Das Ministerium für Schule, Jugend und Kinder musste zuerst überzeugt werden, „die dachten am Anfang, wir reden von Standardtanz“, so Projektleiterin Linda Müller. Das Bildungsministerium bezahle mit 64.000 Euro den Rahmen, die Schulen müssen für den Unterricht der Tanzpädagogen selbst aufkommen. Erste Ergebnisse: Die Kinder seien begeistert, die Schulen auch und wünschten sich eine Fortsetzung.

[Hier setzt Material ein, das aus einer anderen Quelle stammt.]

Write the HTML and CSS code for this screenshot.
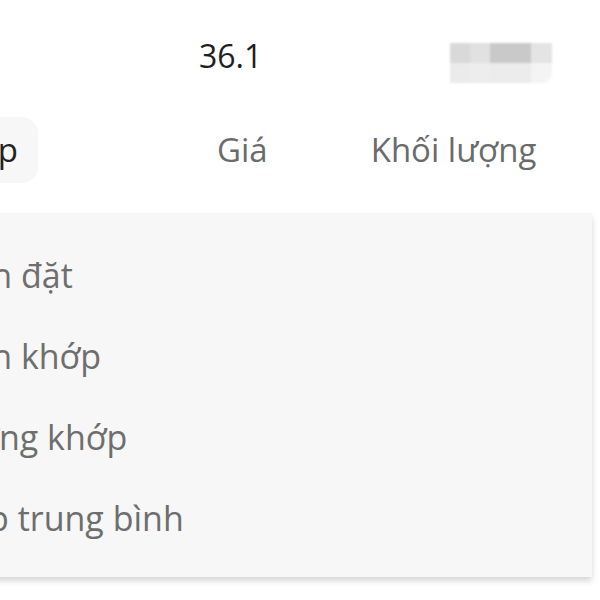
FILE: index.html
```html
<!DOCTYPE html>
<html lang="vi">
<head>
    <meta charset="UTF-8">
    <meta name="viewport" content="width=device-width, initial-scale=1.0">
    <title>Sổ lệnh</title>
    <link rel="stylesheet" href="styles.css">
</head>
<body>
    <div class="stats">
        <span class="stat-value">36.1</span>
        <div class="redacted">
            <span class="px c1"></span>
            <span class="px c2"></span>
            <span class="px c3"></span>
            <span class="px c4"></span>
            <span class="px c5"></span>
            <span class="px c6"></span>
            <span class="px c7"></span>
            <span class="px c8"></span>
        </div>
    </div>

    <div class="tabs">
        <div class="tab-slot">
            <span class="tab tab-active">Thời gian khớp</span>
        </div>
        <span class="tab tab-price">Giá</span>
        <span class="tab tab-volume">Khối lượng</span>
    </div>

    <ul class="sort-menu">
        <li>Thời gian đặt</li>
        <li>Thời gian khớp</li>
        <li>Khối lượng khớp</li>
        <li>Giá khớp trung bình</li>
    </ul>
</body>
</html>
```

FILE: styles.css
```css
html, body {
    margin: 0;
    padding: 0;
}
body {
    width: 600px;
    height: 600px;
    overflow: hidden;
    background-color: #fff;
    font-family: "Open Sans", "Noto Sans", sans-serif;
    font-size: 32px;
    line-height: 44px;
}
.stats {
    display: flex;
    align-items: flex-start;
    height: 117px;
    padding-top: 34px;
    box-sizing: border-box;
}
.stat-value {
    margin-left: 199px;
    color: #1f1f1f;
}
.redacted {
    display: grid;
    grid-template-columns: 20px 20px 41px 21px;
    grid-template-rows: 20px 20px;
    margin-top: 9px;
    margin-left: auto;
    margin-right: 48px;
    border-bottom-right-radius: 10px;
    overflow: hidden;
    filter: blur(0.8px);
}
.c1 { background-color: #d9d9d9; }
.c2 { background-color: #e1e1e1; }
.c3 { background-color: #c9c9c9; }
.c4 { background-color: #e4e4e4; }
.c5 { background-color: #ebebeb; }
.c6 { background-color: #ededed; }
.c7 { background-color: #ececec; }
.c8 { background-color: #f4f4f4; }
.tabs {
    display: flex;
    align-items: center;
    height: 66px;
    margin-bottom: 30px;
    font-size: 33px;
}
.tab-slot {
    width: 38px;
    height: 66px;
    display: flex;
    justify-content: flex-end;
    flex-shrink: 0;
}
.tab {
    color: #6b6b6b;
    white-space: nowrap;
}
.tab-active {
    display: flex;
    align-items: center;
    flex-shrink: 0;
    padding: 0 20px 0 24px;
    background-color: #f7f7f7;
    border-radius: 16px;
    color: #222;
}
.tab-price {
    margin-left: 179px;
}
.tab-volume {
    margin-left: 103px;
}
.sort-menu {
    list-style: none;
    width: 752px;
    margin: 0 0 0 -160px;
    padding: 21px 0 19px 27.5px;
    box-sizing: border-box;
    background-color: #f7f7f7;
    box-shadow: 0 4px 6px rgba(0, 0, 0, 0.16);
    font-size: 34px;
}
.sort-menu li {
    padding: 18.5px 0;
    color: #6e6e6e;
    white-space: nowrap;
}
```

Vorbild für NRW waren die Niederlande. Tanz in der Schule ist hier aufgrund des anderen Schulmodells seit zehn Jahren selbstverständlich. In Bremen zeigt seit einigen Jahren auch das moks-Theater Tanztheaterstücke für Kinder. Rebecca Hohmann, künstlerische Leiterin des Theaters, berichtete von den Anfängen: „Wir hatten keine Ahnung von Tanztheater, als wir mit dem Choreographen Wilfried van Poppel anfingen. Wir kamen vom Theater und wollten eine Geschichte erzählen. In den nachfolgenden Produktionen ist die Geschichte immer abstrakter geworden.“
Bei der Etablierung des Tanzes beginnt die Aufklärungsarbeit zuerst bei den Lehrern: Claudia Hanfgarn leitet das „Tanzpädagogische Projekt Schultanz“ (TAPST) in Bremerhaven und hat „gegen einen großen Widerstand der Lehrer ankämpfen müssen, die am Anfang mit dem Tanz gar nichts anfangen konnten.“
Noch sind die Pläne, den Tanz langfristig in Bremens Schulen etablieren zu können, Luftschlösser. Zur Realisierung bedarf es vor allem finanzieller Mittel. „Die Nachfragen von den Schulen sind doppelt so groß, wie wir mit unseren finanziellen Möglichkeiten decken könnten“, betont Rolf Hammes vom tanzwerk. Mit weiter steigender Nachfrage wird gerechnet.